▶ **WORK TO COMPLETE**
Return each line of the data below exactly, omitting any pictures.

▶ **DATA EXTRACT**
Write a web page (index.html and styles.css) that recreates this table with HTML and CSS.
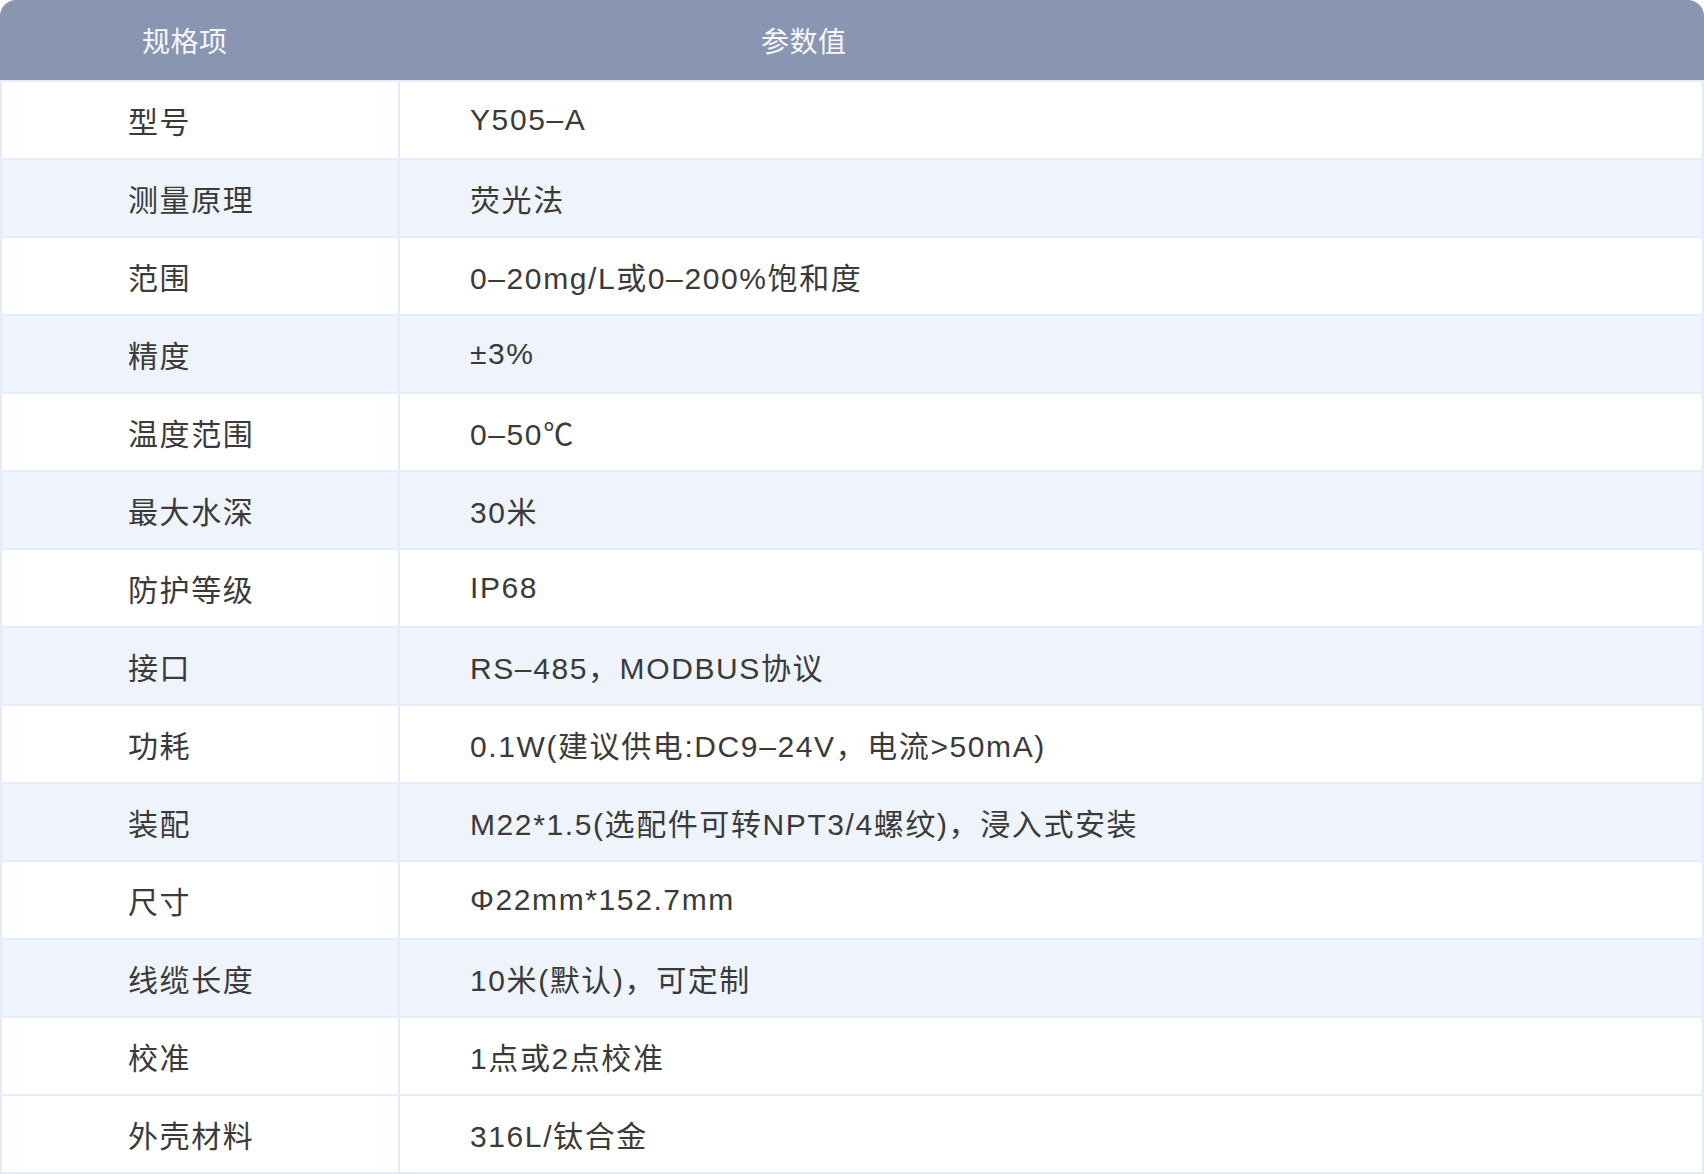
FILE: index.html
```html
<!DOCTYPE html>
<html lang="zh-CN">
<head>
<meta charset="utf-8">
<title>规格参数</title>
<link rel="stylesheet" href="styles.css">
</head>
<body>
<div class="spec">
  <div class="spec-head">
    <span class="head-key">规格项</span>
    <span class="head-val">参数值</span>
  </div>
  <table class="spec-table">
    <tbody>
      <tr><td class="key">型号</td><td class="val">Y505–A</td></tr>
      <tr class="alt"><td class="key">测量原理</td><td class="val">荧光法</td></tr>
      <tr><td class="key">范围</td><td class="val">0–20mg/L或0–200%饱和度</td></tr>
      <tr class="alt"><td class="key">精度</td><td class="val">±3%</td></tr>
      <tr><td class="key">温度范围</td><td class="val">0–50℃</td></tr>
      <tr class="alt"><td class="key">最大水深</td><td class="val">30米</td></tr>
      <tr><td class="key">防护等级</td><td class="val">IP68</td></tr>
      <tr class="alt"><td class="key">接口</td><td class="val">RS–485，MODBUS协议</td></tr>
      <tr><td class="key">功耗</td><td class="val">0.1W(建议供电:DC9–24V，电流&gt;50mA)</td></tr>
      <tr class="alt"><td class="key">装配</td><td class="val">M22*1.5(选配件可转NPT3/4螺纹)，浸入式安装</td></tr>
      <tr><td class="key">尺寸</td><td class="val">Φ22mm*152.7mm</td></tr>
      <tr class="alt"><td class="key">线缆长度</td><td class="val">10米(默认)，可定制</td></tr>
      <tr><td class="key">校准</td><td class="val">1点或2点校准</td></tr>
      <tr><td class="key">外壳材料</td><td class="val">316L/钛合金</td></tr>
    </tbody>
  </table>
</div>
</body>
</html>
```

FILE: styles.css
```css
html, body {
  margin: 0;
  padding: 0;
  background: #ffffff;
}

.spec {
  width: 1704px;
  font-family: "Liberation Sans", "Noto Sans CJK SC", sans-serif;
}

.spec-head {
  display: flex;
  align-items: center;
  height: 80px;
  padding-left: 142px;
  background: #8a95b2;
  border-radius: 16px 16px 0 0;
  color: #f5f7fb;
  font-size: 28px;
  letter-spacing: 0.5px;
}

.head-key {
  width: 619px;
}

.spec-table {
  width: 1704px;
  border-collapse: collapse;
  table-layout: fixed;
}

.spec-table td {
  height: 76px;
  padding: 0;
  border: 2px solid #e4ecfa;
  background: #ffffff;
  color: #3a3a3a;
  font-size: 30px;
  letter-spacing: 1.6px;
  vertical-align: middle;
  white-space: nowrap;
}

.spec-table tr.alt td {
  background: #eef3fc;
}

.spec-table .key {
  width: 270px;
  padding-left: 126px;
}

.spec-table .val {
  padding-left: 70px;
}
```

▶ **REPLY TO THE TASK**
Write a web page (index.html and styles.css) that recreates this table with HTML and CSS.
FILE: index.html
```html
<!DOCTYPE html>
<html lang="zh-CN">
<head>
<meta charset="utf-8">
<title>规格参数</title>
<link rel="stylesheet" href="styles.css">
</head>
<body>
<div class="spec">
  <div class="spec-head">
    <span class="head-key">规格项</span>
    <span class="head-val">参数值</span>
  </div>
  <table class="spec-table">
    <tbody>
      <tr><td class="key">型号</td><td class="val">Y505–A</td></tr>
      <tr class="alt"><td class="key">测量原理</td><td class="val">荧光法</td></tr>
      <tr><td class="key">范围</td><td class="val">0–20mg/L或0–200%饱和度</td></tr>
      <tr class="alt"><td class="key">精度</td><td class="val">±3%</td></tr>
      <tr><td class="key">温度范围</td><td class="val">0–50℃</td></tr>
      <tr class="alt"><td class="key">最大水深</td><td class="val">30米</td></tr>
      <tr><td class="key">防护等级</td><td class="val">IP68</td></tr>
      <tr class="alt"><td class="key">接口</td><td class="val">RS–485，MODBUS协议</td></tr>
      <tr><td class="key">功耗</td><td class="val">0.1W(建议供电:DC9–24V，电流&gt;50mA)</td></tr>
      <tr class="alt"><td class="key">装配</td><td class="val">M22*1.5(选配件可转NPT3/4螺纹)，浸入式安装</td></tr>
      <tr><td class="key">尺寸</td><td class="val">Φ22mm*152.7mm</td></tr>
      <tr class="alt"><td class="key">线缆长度</td><td class="val">10米(默认)，可定制</td></tr>
      <tr><td class="key">校准</td><td class="val">1点或2点校准</td></tr>
      <tr><td class="key">外壳材料</td><td class="val">316L/钛合金</td></tr>
    </tbody>
  </table>
</div>
</body>
</html>
```

FILE: styles.css
```css
html, body {
  margin: 0;
  padding: 0;
  background: #ffffff;
}

.spec {
  width: 1704px;
  font-family: "Liberation Sans", "Noto Sans CJK SC", sans-serif;
}

.spec-head {
  display: flex;
  align-items: center;
  height: 80px;
  padding-left: 142px;
  background: #8a95b2;
  border-radius: 16px 16px 0 0;
  color: #f5f7fb;
  font-size: 28px;
  letter-spacing: 0.5px;
}

.head-key {
  width: 619px;
}

.spec-table {
  width: 1704px;
  border-collapse: collapse;
  table-layout: fixed;
}

.spec-table td {
  height: 76px;
  padding: 0;
  border: 2px solid #e4ecfa;
  background: #ffffff;
  color: #3a3a3a;
  font-size: 30px;
  letter-spacing: 1.6px;
  vertical-align: middle;
  white-space: nowrap;
}

.spec-table tr.alt td {
  background: #eef3fc;
}

.spec-table .key {
  width: 270px;
  padding-left: 126px;
}

.spec-table .val {
  padding-left: 70px;
}
```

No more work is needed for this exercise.